As a writer, you might have had that experience, too, perhaps if you write a short story, and if you like your short story a lot. In the beginning, you may not know how the story will end. You just start the story and you allow the story to continue. Many of us storywriters do not know the whole story. We just start the story and we allow the story to go on as our store consciousness offers. That is why even during your dreams, you continue writing your short story. It means that when you are deeply interested in something, you involve store consciousness. Day and night, you are focused. That kind of concentration becomes natural. Even if you don’t want to concentrate, you are concentrated. You are embracing very deeply, very tenderly, that question. One day, when you sit and your mind does not seem to think about it, it comes. It comes very suddenly. Maybe an apple falls on your head and you get enlightened and you understand the law of gravity. So the scientists, many of them, can do it the same way. They didn’t know that meditation was taking place. They did involve their store consciousness and not just their mind consciousness.
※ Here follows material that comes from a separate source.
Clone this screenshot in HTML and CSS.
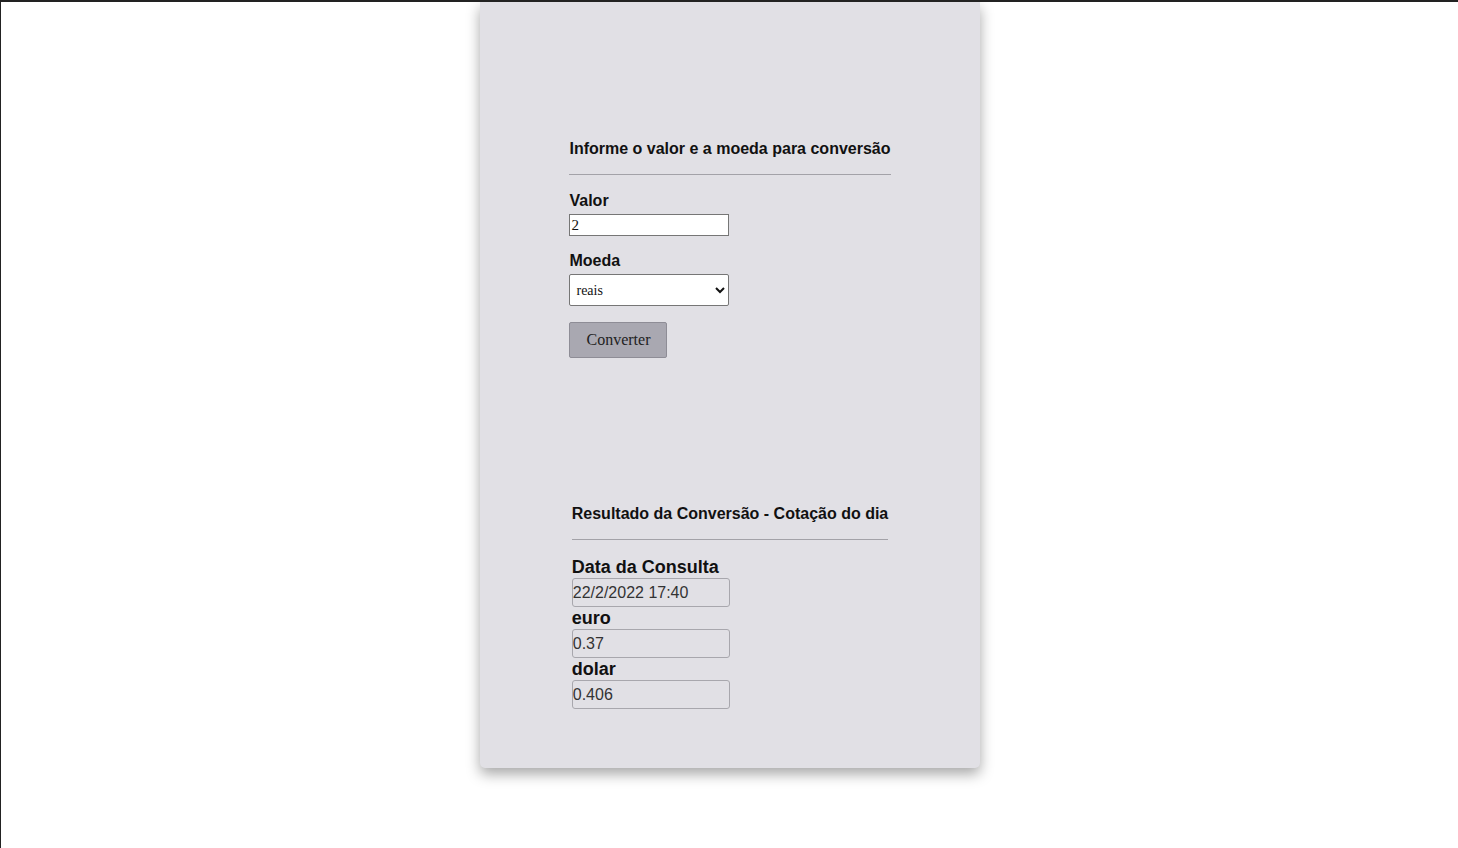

How powerful, if we can do that on the sangha level! The sangha level is the new Buddha, the coming Buddha. That is why we should organize a sangha in such a way that makes great insight possible. It is that great insight that will save us and save the earth. So that is an invitation: How to organize sangha? How can sangha be the great hope, the great inspiration? How to offer the best of what the sangha can offer? That has to do with taking refuge in sangha. Taking refuge in the sangha is not only for our individual sake. It is for the sake of the world.

(Bell)

Today, we should focus our attention on Bodhisattva Avalokiteshvara. That is the theme of a chapter in the Lotus Sutra. It is available in the chanting book, the English version of The Plum Village Chanting Book, the verses of the chapter. In the chapter there is prose and there are verses. In the chanting book you have the verses, not the prose. According to researchers, the verses are older than the prose because oral transmission is much easier to memorize as verses. That is why for many Mahayana sutras, the verses, the gathas, are the oldest part of the sutra and the prose was written later on.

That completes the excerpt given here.